2. The improvement of claim 1 wherein the average depth of the grooves is from 65 to 75% of the pad thickness.

3. The improvement of claim 1 wherein the portion of the rail pad abutting the rail clamp support is recessed or grooved in the upper or lower surface of the pad to reduce the volume of the pad in that portion.

4. The improvement as defined in claim 3 wherein the upper surface of the portion of the pad abutting the clamp support is recessed such that the volume of the pad, lying between the edge of the clamp support parallel to the rail and the rail edge, is reduced by at least 10%.

5. The rail pad as defined in claim 1.

6. The rail pad of claim 5 wherein the average depth of the grooves is from 65 to 75% of the pad thickness.

7. The rail pad of claim 5 wherein the portion of the rail pad abutting the rail clamp support is recessed or grooved in the upper or lower surface of the pad to reduce the volume of the pad in that portion.

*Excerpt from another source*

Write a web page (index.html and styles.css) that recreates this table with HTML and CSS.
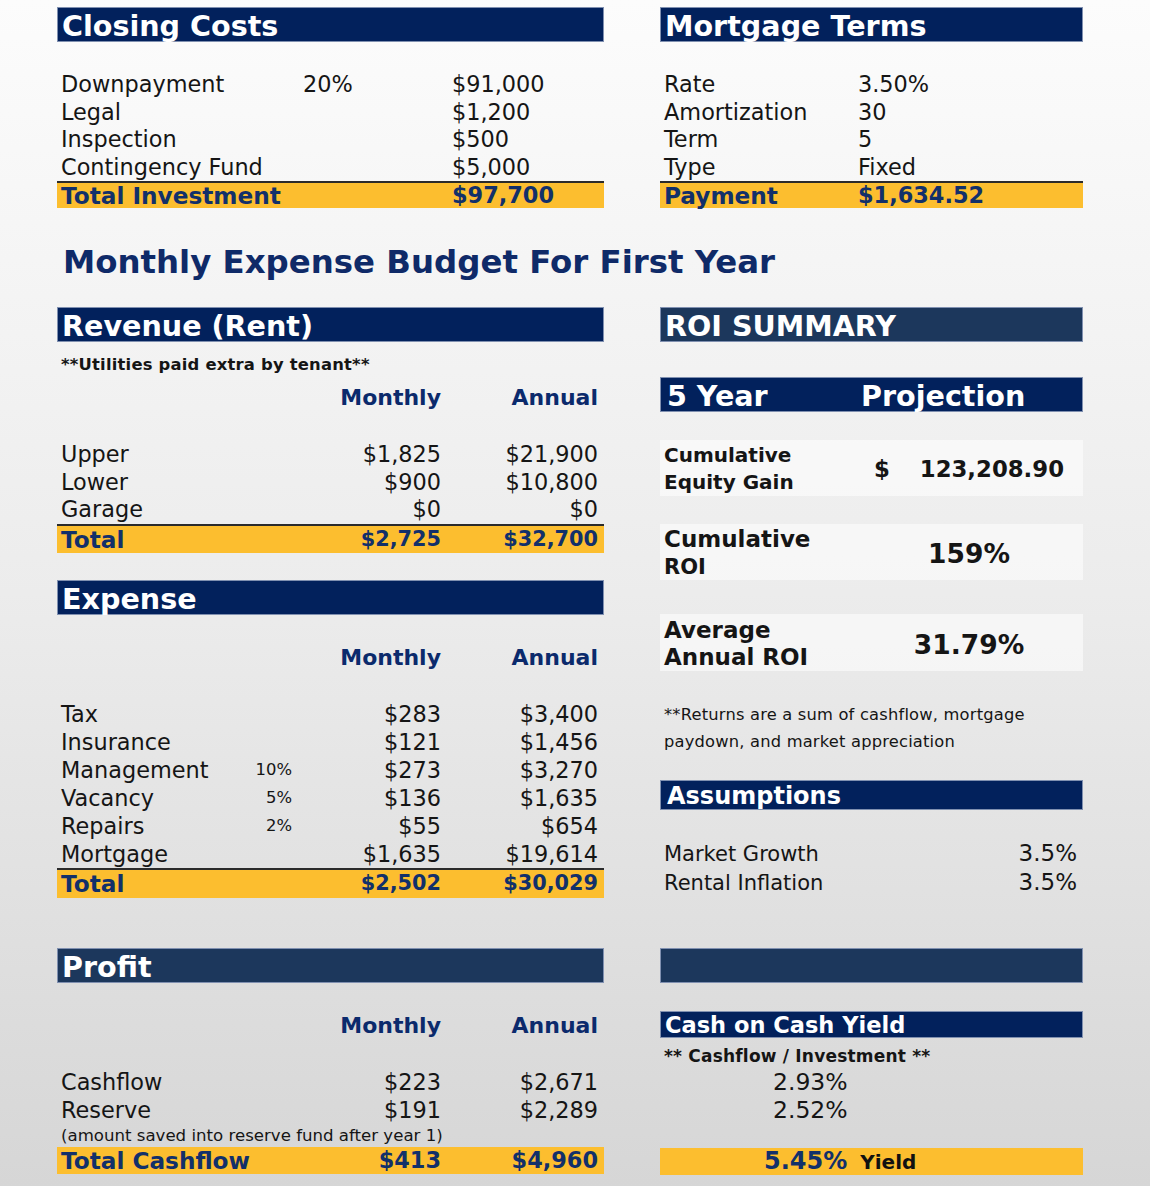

8. The rail pad of claim 7 wherein the upper surface of the portion of the pad abutting the clamp support is recessed such that the volume of the pad, lying between the edge of the clamp support parallel to the rail and the rial edge, is reduced by at least 10%.

9. The rail pad of claim 6 wherein the pad is grooved on both its upper and lower surface, such that the grooves on each surface are laterally and alternately spaced from each other.

10. The rail pad of claim 5 wherein the grooves have sloping sides.

11. A rail insulation pad comprising a substantially rectangular substantially flat pad of resilient material adapted to be situated at least partly beneath a rail, that part of the pad which is adapted to lie beneath the rail being at least 7.5 mm thick and being provided with grooves or recesses which extend, on average, through at least 55% of the said thickness.

1 2. A rail insulation pad as claimed in any preceding claim in which the material of the pad is of hardness 68 or greater on the Shore A scale.

1 3. A rail insulation pad substantially as specifically herein described with reference to the accompanying drawings.

14. A rail fastening system substantially as specifically herein described with reference to the accompanying drawings.